As I mentioned, I envisioned a very small fee—perhaps $5/class. It’s hard to imagine students thinking twice about this. I wanted to aim for around 5% of the income a typical community college teacher might make per class.
Given that this is an additional bonus rather than a threat of disciplinary action, it seems hard for teachers to argue that it would be disruptive. What’s disruptive about getting $150 or so that you otherwise wouldn’t have gotten?
Future employers are the primary consumers of both the credentials and the knowledge/abilities imparted to the students. Taxpayers and students (in rather differing ratio based on type of college) are the main purchasers.
That’s a nifty distinction, but I’d word it differently.
Students are the producers of trained employees. They consume educational services and capital (lab space and equipment, for example) in order to transform themselves into a professional. That transformation is the production of a professional out of the “raw material” of a student. The employer then consumes their professional services.
A close analogy is that a steel refinery (i.e. the student) is a primary consumer of ore (i.e. education), even though the steel itself still needs to be manufactured into a useful product (i.e. workplace productivity). Unless you’d consider people who buy cars the “primary consumers” of iron ore, I don’t think it makes sense to consider businesses the “primary consumers” of educational services.
However, I think the issue you’re getting at is important. For an efficient economy, you’d want producers to have a responsibility to create a product that consumers want to buy. We’d want consumers to have a loud, clear voice in guiding producers to make a useful product. Although we do have decent incentives for students—you can’t get rid of student loan debt by declaring bankruptcy, for example—they still seem to make a lot of bad decisions. We have a habit of bequeathing 18 year olds with a “small loan” of tens or hundreds of thousands of dollars, and a lot of the time they pour it into a product that nobody wants to buy.
This would be an interesting idea if combined with income-share agreements
These do exist. My vague memory from hearing about them on a podcast a couple years ago is that they’re a bad choice if you’re able to attract loans to fund your education, for reasons that I don’t understand. It seems like a great idea to me in theory.
In practice, it seems like you have to do a lot of enforcement, and it might be more complicated for the student to figure out as well. There’s a lot of capital sloshing around, so I wouldn’t expect it to be too hard for a strong student who wants to pursue a lucrative career to have much trouble funding their education.

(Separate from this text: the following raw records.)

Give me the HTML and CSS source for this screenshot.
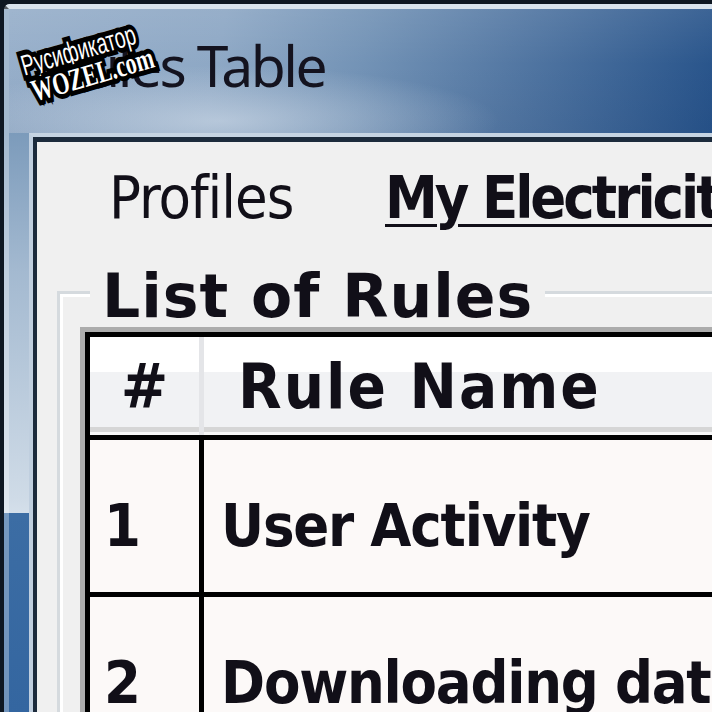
FILE: index.html
```html
<!DOCTYPE html>
<html lang="en">
<head>
<meta charset="utf-8">
<title>Rules Table</title>
<link rel="stylesheet" href="styles.css">
</head>
<body>
<div class="window">
  <div class="glass">
    <div class="titlebar"><span class="title">Rules Table</span></div>
    <div class="client-edge">
      <div class="client">
        <nav class="menu">
          <span class="menu-item profiles">Profiles</span>
          <span class="menu-item current">My Electricity</span>
        </nav>
        <fieldset class="group">
          <legend class="group-title">List of Rules</legend>
          <div class="grid-frame">
            <table class="rules">
              <thead>
                <tr><th class="col-num">#</th><th class="col-name">Rule Name</th></tr>
              </thead>
              <tbody>
                <tr><td class="col-num">1</td><td class="col-name">User Activity</td></tr>
                <tr><td class="col-num">2</td><td class="col-name">Downloading data</td></tr>
              </tbody>
            </table>
          </div>
        </fieldset>
      </div>
    </div>
  </div>
</div>
<div class="stamp">
  <span class="stamp-top">Русификатор</span>
  <span class="stamp-bottom">WOZEL.com</span>
</div>
</body>
</html>
```

FILE: styles.css
```css
html, body {
  margin: 0;
  height: 100%;
  overflow: hidden;
  background: #0d1722;
}

/* window frame */
.window {
  width: 712px;
  height: 712px;
  box-sizing: border-box;
  border-top: 4px solid #0e1722;
  border-left: 4px solid #0e1722;
  border-top-left-radius: 9px;
  overflow: hidden;
}

.glass {
  height: 100%;
  box-sizing: border-box;
  border-top: 5px solid #d9e3ed;
  border-left: 5px solid rgba(255, 255, 255, 0.3);
  border-top-left-radius: 5px;
  display: flex;
  flex-direction: column;
  background:
    radial-gradient(ellipse 280px 55px at 210px 112px, rgba(208, 220, 233, 0.65), rgba(208, 220, 233, 0)) 0 0 / 100% 124px no-repeat,
    linear-gradient(to bottom, rgba(255, 255, 255, 0.08), rgba(255, 255, 255, 0) 45%, rgba(0, 20, 60, 0.05)) 0 0 / 100% 124px no-repeat,
    linear-gradient(100deg, #97afca 0%, #8ea8c5 30%, #7393b6 50%, #5579a4 70%, #27538a 100%) 0 0 / 100% 124px no-repeat,
    linear-gradient(to bottom, #7c9bbb 124px, #a3b9d0 260px, #cfdbe7 490px, #d4dfea 504px, #3c6da4 504px, #3466a0 100%);
}

.titlebar {
  flex: none;
  height: 124px;
  box-sizing: border-box;
  padding: 28px 0 0 43px;
  white-space: nowrap;
}

.title {
  display: block;
  font-family: "Noto Sans", "Open Sans", sans-serif;
  font-size: 57px;
  line-height: 57px;
  letter-spacing: -2.5px;
  color: #14131f;
}

.client-edge {
  flex: 1;
  display: flex;
  margin-left: 20px;
  border-top: 4px solid #c6d4e2;
  border-left: 4px solid #c0cfdf;
  min-height: 0;
}

.client {
  flex: 1;
  min-width: 0;
  border-top: 5px solid #1c2b3c;
  border-left: 4px solid #1c2b3c;
  background: #f0f0f0;
  overflow: hidden;
  color: #110f18;
  font-family: "DejaVu Sans Condensed", "DejaVu Sans", sans-serif;
}

/* menu strip */
.menu {
  display: flex;
  padding: 26px 0 0 72px;
  font-size: 59px;
  line-height: 59px;
  white-space: nowrap;
}

.profiles {
  flex: none;
  width: 276px;
  letter-spacing: -1px;
}

.current {
  font-weight: bold;
  letter-spacing: -3px;
  text-decoration: underline;
  text-decoration-thickness: 3px;
  text-underline-offset: 6px;
}

/* group box */
.group {
  margin: 32px 0 0 20px;
  padding: 1px 0 0 20px;
  border: 0;
  border-top: 3px solid #d5dade;
  border-left: 3px solid #d5dade;
  box-shadow: inset 3px 3px 0 #ffffff;
  min-width: 0;
}

.group-title {
  margin-left: 10px;
  padding: 7px 12px 0 12px;
  font-family: "DejaVu Sans", sans-serif;
  font-weight: bold;
  font-size: 60px;
  line-height: 60px;
  letter-spacing: 1px;
  background: #f0f0f0;
  white-space: nowrap;
}

/* rules grid */
.grid-frame {
  border-top: 5px solid #acacac;
  border-left: 5px solid #acacac;
}

.rules {
  border-collapse: separate;
  border-spacing: 0;
  border-top: 5px solid #000;
  border-left: 5px solid #000;
  width: 900px;
  white-space: nowrap;
}

.rules th,
.rules td {
  box-sizing: border-box;
  vertical-align: top;
  font-weight: bold;
  text-align: left;
}

.rules th {
  padding: 18px 0 17px 34px;
  font-size: 63px;
  line-height: 63px;
  letter-spacing: 2px;
  background: linear-gradient(to bottom, #ffffff 0 35px, #f1f2f4 35px 90px, #d6d6d6 90px 95px, #f7f7f7 95px);
}

.rules th.col-num {
  width: 114px;
  padding-left: 0;
  letter-spacing: 0;
  text-align: center;
  border-right: 5px solid #e4e5e8;
}

.rules td {
  padding: 56px 0 37px 17px;
  font-size: 59px;
  line-height: 59px;
  letter-spacing: -1.2px;
  border-top: 5px solid #000;
  background: #fcf9f8;
}

.rules td.col-num {
  padding-left: 14px;
  letter-spacing: 0;
  border-right: 5px solid #000;
}

/* translator stamp over the caption */
.stamp-top,
.stamp-bottom {
  position: absolute;
  color: #ffffff;
  -webkit-text-stroke: 10px #000;
  paint-order: stroke fill;
  transform-origin: 0 50%;
  white-space: nowrap;
}

.stamp-top {
  left: 22px;
  top: 50px;
  font-family: "Liberation Sans", sans-serif;
  font-size: 29px;
  transform: rotate(-16deg) scaleX(0.66);
}

.stamp-bottom {
  left: 32px;
  top: 74px;
  font-family: "Liberation Serif", serif;
  font-weight: bold;
  font-size: 31px;
  transform: rotate(-16deg) scaleX(0.7);
}
```
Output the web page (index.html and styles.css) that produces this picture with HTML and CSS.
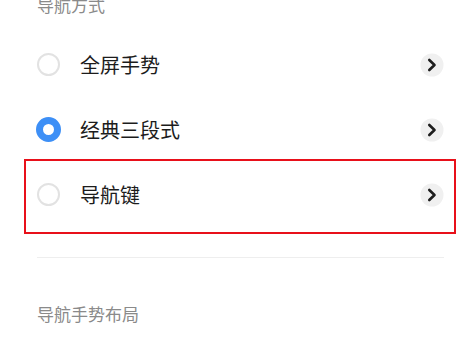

I also like your idea of students being able to allocate money to a department, rather than to a specific teacher.
As I mentioned, I envisioned a very small fee—perhaps $5/class. It’s hard to imagine students thinking twice about this. I wanted to aim for around 5% of the income a typical community college teacher might make per class.
Given that this is an additional bonus rather than a threat of disciplinary action, it seems hard for teachers to argue that it would be disruptive. What’s disruptive about getting $150 or so that you otherwise wouldn’t have gotten?
That’s a nifty distinction, but I’d word it differently.
Students are the producers of trained employees. They consume educational services and capital (lab space and equipment, for example) in order to transform themselves into a professional. That transformation is the production of a professional out of the “raw material” of a student. The employer then consumes their professional services.
A close analogy is that a steel refinery (i.e. the student) is a primary consumer of ore (i.e. education), even though the steel itself still needs to be manufactured into a useful product (i.e. workplace productivity). Unless you’d consider people who buy cars the “primary consumers” of iron ore, I don’t think it makes sense to consider businesses the “primary consumers” of educational services.
However, I think the issue you’re getting at is important. For an efficient economy, you’d want producers to have a responsibility to create a product that consumers want to buy. We’d want consumers to have a loud, clear voice in guiding producers to make a useful product. Although we do have decent incentives for students—you can’t get rid of student loan debt by declaring bankruptcy, for example—they still seem to make a lot of bad decisions. We have a habit of bequeathing 18 year olds with a “small loan” of tens or hundreds of thousands of dollars, and a lot of the time they pour it into a product that nobody wants to buy.
These do exist. My vague memory from hearing about them on a podcast a couple years ago is that they’re a bad choice if you’re able to attract loans to fund your education, for reasons that I don’t understand. It seems like a great idea to me in theory.
In practice, it seems like you have to do a lot of enforcement, and it might be more complicated for the student to figure out as well. There’s a lot of capital sloshing around, so I wouldn’t expect it to be too hard for a strong student who wants to pursue a lucrative career to have much trouble funding their education.
I also like your idea of students being able to allocate money to a department, rather than to a specific teacher.
Oh, in that case, maybe it’d be simpler if students just started tipping their professors. Solve for the equilibrium.
Simpler, but then a “tip” could appear to be a bribe. This way, students aren’t credibly able to promise a payment in exchange for a grade.